Aim:
Return the material word for word. Do not include the pictures.

Information shown:
>> begin

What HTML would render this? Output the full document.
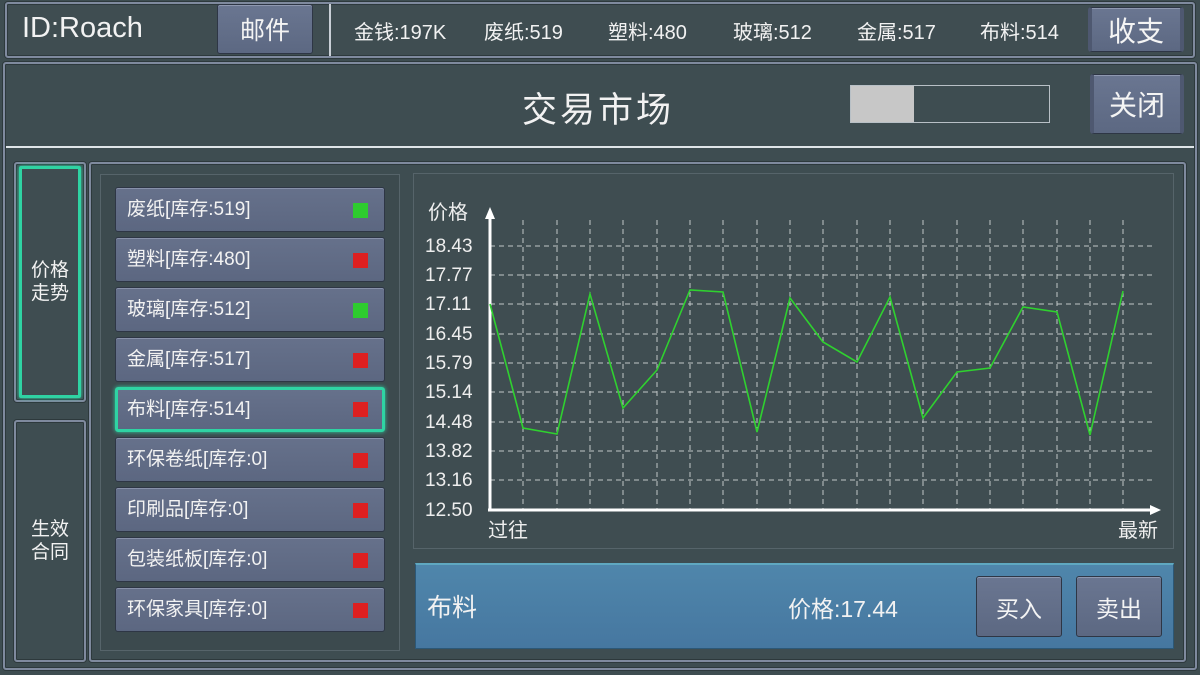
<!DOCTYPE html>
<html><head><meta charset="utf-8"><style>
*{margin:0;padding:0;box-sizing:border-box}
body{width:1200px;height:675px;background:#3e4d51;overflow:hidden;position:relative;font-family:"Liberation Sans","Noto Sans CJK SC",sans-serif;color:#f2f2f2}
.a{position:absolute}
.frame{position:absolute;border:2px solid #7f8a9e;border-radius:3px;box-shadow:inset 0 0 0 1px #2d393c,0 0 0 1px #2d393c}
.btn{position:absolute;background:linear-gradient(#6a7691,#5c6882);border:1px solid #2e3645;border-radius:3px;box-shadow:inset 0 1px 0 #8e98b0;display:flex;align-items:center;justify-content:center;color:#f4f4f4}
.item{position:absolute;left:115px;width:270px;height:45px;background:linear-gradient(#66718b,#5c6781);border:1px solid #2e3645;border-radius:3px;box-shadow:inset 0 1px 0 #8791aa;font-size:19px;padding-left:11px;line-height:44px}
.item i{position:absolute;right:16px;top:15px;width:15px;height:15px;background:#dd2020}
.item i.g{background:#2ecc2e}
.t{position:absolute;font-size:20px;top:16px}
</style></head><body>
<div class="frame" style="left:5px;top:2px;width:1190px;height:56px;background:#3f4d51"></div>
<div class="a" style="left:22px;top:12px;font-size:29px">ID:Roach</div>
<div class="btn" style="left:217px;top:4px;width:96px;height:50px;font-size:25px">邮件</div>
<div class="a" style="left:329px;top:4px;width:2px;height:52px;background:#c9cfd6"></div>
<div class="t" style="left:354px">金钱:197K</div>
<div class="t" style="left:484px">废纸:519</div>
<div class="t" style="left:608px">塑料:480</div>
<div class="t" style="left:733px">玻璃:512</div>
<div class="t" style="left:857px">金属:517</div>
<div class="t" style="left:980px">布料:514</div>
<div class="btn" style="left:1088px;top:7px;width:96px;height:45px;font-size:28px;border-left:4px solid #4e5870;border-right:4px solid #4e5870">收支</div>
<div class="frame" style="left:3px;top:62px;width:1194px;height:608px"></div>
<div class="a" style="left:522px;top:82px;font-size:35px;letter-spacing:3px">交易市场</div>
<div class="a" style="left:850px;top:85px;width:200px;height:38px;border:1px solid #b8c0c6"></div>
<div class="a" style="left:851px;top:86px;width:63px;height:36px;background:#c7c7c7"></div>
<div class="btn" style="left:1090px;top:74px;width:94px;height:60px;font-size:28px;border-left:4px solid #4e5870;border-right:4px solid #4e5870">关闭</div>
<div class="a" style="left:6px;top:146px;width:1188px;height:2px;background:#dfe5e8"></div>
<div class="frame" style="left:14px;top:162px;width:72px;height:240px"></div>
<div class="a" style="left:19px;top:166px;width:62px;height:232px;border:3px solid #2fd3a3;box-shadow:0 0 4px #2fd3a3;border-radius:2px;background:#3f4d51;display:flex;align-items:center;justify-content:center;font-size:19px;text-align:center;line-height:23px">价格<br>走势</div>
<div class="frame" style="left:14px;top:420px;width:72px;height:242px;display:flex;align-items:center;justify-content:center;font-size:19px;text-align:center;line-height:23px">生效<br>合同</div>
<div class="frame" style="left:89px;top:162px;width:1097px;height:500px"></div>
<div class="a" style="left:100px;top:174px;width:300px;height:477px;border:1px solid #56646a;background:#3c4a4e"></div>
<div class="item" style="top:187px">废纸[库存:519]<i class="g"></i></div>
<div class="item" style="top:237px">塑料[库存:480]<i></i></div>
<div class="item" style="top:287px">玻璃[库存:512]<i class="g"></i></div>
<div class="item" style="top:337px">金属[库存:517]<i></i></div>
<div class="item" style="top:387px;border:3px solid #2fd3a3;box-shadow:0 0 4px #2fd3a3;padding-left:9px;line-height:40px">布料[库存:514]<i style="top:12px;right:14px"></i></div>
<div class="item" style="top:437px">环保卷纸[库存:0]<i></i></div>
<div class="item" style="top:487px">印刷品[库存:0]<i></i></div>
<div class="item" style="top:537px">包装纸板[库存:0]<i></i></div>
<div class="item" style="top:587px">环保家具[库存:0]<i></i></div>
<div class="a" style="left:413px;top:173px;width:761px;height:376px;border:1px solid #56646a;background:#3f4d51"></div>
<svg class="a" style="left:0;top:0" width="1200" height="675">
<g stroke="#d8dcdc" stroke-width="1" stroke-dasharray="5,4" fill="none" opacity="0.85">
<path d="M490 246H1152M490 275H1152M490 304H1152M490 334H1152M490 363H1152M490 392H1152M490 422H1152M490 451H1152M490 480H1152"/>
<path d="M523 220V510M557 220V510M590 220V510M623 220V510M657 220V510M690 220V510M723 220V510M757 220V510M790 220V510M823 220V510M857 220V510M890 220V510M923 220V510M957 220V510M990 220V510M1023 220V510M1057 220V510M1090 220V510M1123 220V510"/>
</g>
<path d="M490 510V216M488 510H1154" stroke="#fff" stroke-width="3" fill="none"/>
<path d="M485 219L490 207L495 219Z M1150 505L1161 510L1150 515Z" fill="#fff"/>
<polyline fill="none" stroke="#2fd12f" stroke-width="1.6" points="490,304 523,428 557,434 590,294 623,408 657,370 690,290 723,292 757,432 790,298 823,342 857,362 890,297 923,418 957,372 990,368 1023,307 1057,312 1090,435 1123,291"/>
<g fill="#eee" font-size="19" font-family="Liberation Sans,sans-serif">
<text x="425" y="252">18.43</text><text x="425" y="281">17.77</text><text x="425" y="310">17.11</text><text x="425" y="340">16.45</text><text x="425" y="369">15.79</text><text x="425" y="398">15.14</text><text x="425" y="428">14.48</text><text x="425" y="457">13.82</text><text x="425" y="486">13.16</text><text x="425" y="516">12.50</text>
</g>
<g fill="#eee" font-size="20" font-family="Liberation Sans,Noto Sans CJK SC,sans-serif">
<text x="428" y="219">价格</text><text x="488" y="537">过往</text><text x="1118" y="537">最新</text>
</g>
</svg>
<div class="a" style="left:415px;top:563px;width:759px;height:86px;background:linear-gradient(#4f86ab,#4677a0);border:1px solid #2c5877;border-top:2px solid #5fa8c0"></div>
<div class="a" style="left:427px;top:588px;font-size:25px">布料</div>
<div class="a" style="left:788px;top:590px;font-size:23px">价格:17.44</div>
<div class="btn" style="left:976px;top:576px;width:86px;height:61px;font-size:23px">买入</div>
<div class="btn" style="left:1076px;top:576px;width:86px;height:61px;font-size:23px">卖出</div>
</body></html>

>> end

Solution to this exercise:
What HTML would render this? Output the full document.
<!DOCTYPE html>
<html><head><meta charset="utf-8"><style>
*{margin:0;padding:0;box-sizing:border-box}
body{width:1200px;height:675px;background:#3e4d51;overflow:hidden;position:relative;font-family:"Liberation Sans","Noto Sans CJK SC",sans-serif;color:#f2f2f2}
.a{position:absolute}
.frame{position:absolute;border:2px solid #7f8a9e;border-radius:3px;box-shadow:inset 0 0 0 1px #2d393c,0 0 0 1px #2d393c}
.btn{position:absolute;background:linear-gradient(#6a7691,#5c6882);border:1px solid #2e3645;border-radius:3px;box-shadow:inset 0 1px 0 #8e98b0;display:flex;align-items:center;justify-content:center;color:#f4f4f4}
.item{position:absolute;left:115px;width:270px;height:45px;background:linear-gradient(#66718b,#5c6781);border:1px solid #2e3645;border-radius:3px;box-shadow:inset 0 1px 0 #8791aa;font-size:19px;padding-left:11px;line-height:44px}
.item i{position:absolute;right:16px;top:15px;width:15px;height:15px;background:#dd2020}
.item i.g{background:#2ecc2e}
.t{position:absolute;font-size:20px;top:16px}
</style></head><body>
<div class="frame" style="left:5px;top:2px;width:1190px;height:56px;background:#3f4d51"></div>
<div class="a" style="left:22px;top:12px;font-size:29px">ID:Roach</div>
<div class="btn" style="left:217px;top:4px;width:96px;height:50px;font-size:25px">邮件</div>
<div class="a" style="left:329px;top:4px;width:2px;height:52px;background:#c9cfd6"></div>
<div class="t" style="left:354px">金钱:197K</div>
<div class="t" style="left:484px">废纸:519</div>
<div class="t" style="left:608px">塑料:480</div>
<div class="t" style="left:733px">玻璃:512</div>
<div class="t" style="left:857px">金属:517</div>
<div class="t" style="left:980px">布料:514</div>
<div class="btn" style="left:1088px;top:7px;width:96px;height:45px;font-size:28px;border-left:4px solid #4e5870;border-right:4px solid #4e5870">收支</div>
<div class="frame" style="left:3px;top:62px;width:1194px;height:608px"></div>
<div class="a" style="left:522px;top:82px;font-size:35px;letter-spacing:3px">交易市场</div>
<div class="a" style="left:850px;top:85px;width:200px;height:38px;border:1px solid #b8c0c6"></div>
<div class="a" style="left:851px;top:86px;width:63px;height:36px;background:#c7c7c7"></div>
<div class="btn" style="left:1090px;top:74px;width:94px;height:60px;font-size:28px;border-left:4px solid #4e5870;border-right:4px solid #4e5870">关闭</div>
<div class="a" style="left:6px;top:146px;width:1188px;height:2px;background:#dfe5e8"></div>
<div class="frame" style="left:14px;top:162px;width:72px;height:240px"></div>
<div class="a" style="left:19px;top:166px;width:62px;height:232px;border:3px solid #2fd3a3;box-shadow:0 0 4px #2fd3a3;border-radius:2px;background:#3f4d51;display:flex;align-items:center;justify-content:center;font-size:19px;text-align:center;line-height:23px">价格<br>走势</div>
<div class="frame" style="left:14px;top:420px;width:72px;height:242px;display:flex;align-items:center;justify-content:center;font-size:19px;text-align:center;line-height:23px">生效<br>合同</div>
<div class="frame" style="left:89px;top:162px;width:1097px;height:500px"></div>
<div class="a" style="left:100px;top:174px;width:300px;height:477px;border:1px solid #56646a;background:#3c4a4e"></div>
<div class="item" style="top:187px">废纸[库存:519]<i class="g"></i></div>
<div class="item" style="top:237px">塑料[库存:480]<i></i></div>
<div class="item" style="top:287px">玻璃[库存:512]<i class="g"></i></div>
<div class="item" style="top:337px">金属[库存:517]<i></i></div>
<div class="item" style="top:387px;border:3px solid #2fd3a3;box-shadow:0 0 4px #2fd3a3;padding-left:9px;line-height:40px">布料[库存:514]<i style="top:12px;right:14px"></i></div>
<div class="item" style="top:437px">环保卷纸[库存:0]<i></i></div>
<div class="item" style="top:487px">印刷品[库存:0]<i></i></div>
<div class="item" style="top:537px">包装纸板[库存:0]<i></i></div>
<div class="item" style="top:587px">环保家具[库存:0]<i></i></div>
<div class="a" style="left:413px;top:173px;width:761px;height:376px;border:1px solid #56646a;background:#3f4d51"></div>
<svg class="a" style="left:0;top:0" width="1200" height="675">
<g stroke="#d8dcdc" stroke-width="1" stroke-dasharray="5,4" fill="none" opacity="0.85">
<path d="M490 246H1152M490 275H1152M490 304H1152M490 334H1152M490 363H1152M490 392H1152M490 422H1152M490 451H1152M490 480H1152"/>
<path d="M523 220V510M557 220V510M590 220V510M623 220V510M657 220V510M690 220V510M723 220V510M757 220V510M790 220V510M823 220V510M857 220V510M890 220V510M923 220V510M957 220V510M990 220V510M1023 220V510M1057 220V510M1090 220V510M1123 220V510"/>
</g>
<path d="M490 510V216M488 510H1154" stroke="#fff" stroke-width="3" fill="none"/>
<path d="M485 219L490 207L495 219Z M1150 505L1161 510L1150 515Z" fill="#fff"/>
<polyline fill="none" stroke="#2fd12f" stroke-width="1.6" points="490,304 523,428 557,434 590,294 623,408 657,370 690,290 723,292 757,432 790,298 823,342 857,362 890,297 923,418 957,372 990,368 1023,307 1057,312 1090,435 1123,291"/>
<g fill="#eee" font-size="19" font-family="Liberation Sans,sans-serif">
<text x="425" y="252">18.43</text><text x="425" y="281">17.77</text><text x="425" y="310">17.11</text><text x="425" y="340">16.45</text><text x="425" y="369">15.79</text><text x="425" y="398">15.14</text><text x="425" y="428">14.48</text><text x="425" y="457">13.82</text><text x="425" y="486">13.16</text><text x="425" y="516">12.50</text>
</g>
<g fill="#eee" font-size="20" font-family="Liberation Sans,Noto Sans CJK SC,sans-serif">
<text x="428" y="219">价格</text><text x="488" y="537">过往</text><text x="1118" y="537">最新</text>
</g>
</svg>
<div class="a" style="left:415px;top:563px;width:759px;height:86px;background:linear-gradient(#4f86ab,#4677a0);border:1px solid #2c5877;border-top:2px solid #5fa8c0"></div>
<div class="a" style="left:427px;top:588px;font-size:25px">布料</div>
<div class="a" style="left:788px;top:590px;font-size:23px">价格:17.44</div>
<div class="btn" style="left:976px;top:576px;width:86px;height:61px;font-size:23px">买入</div>
<div class="btn" style="left:1076px;top:576px;width:86px;height:61px;font-size:23px">卖出</div>
</body></html>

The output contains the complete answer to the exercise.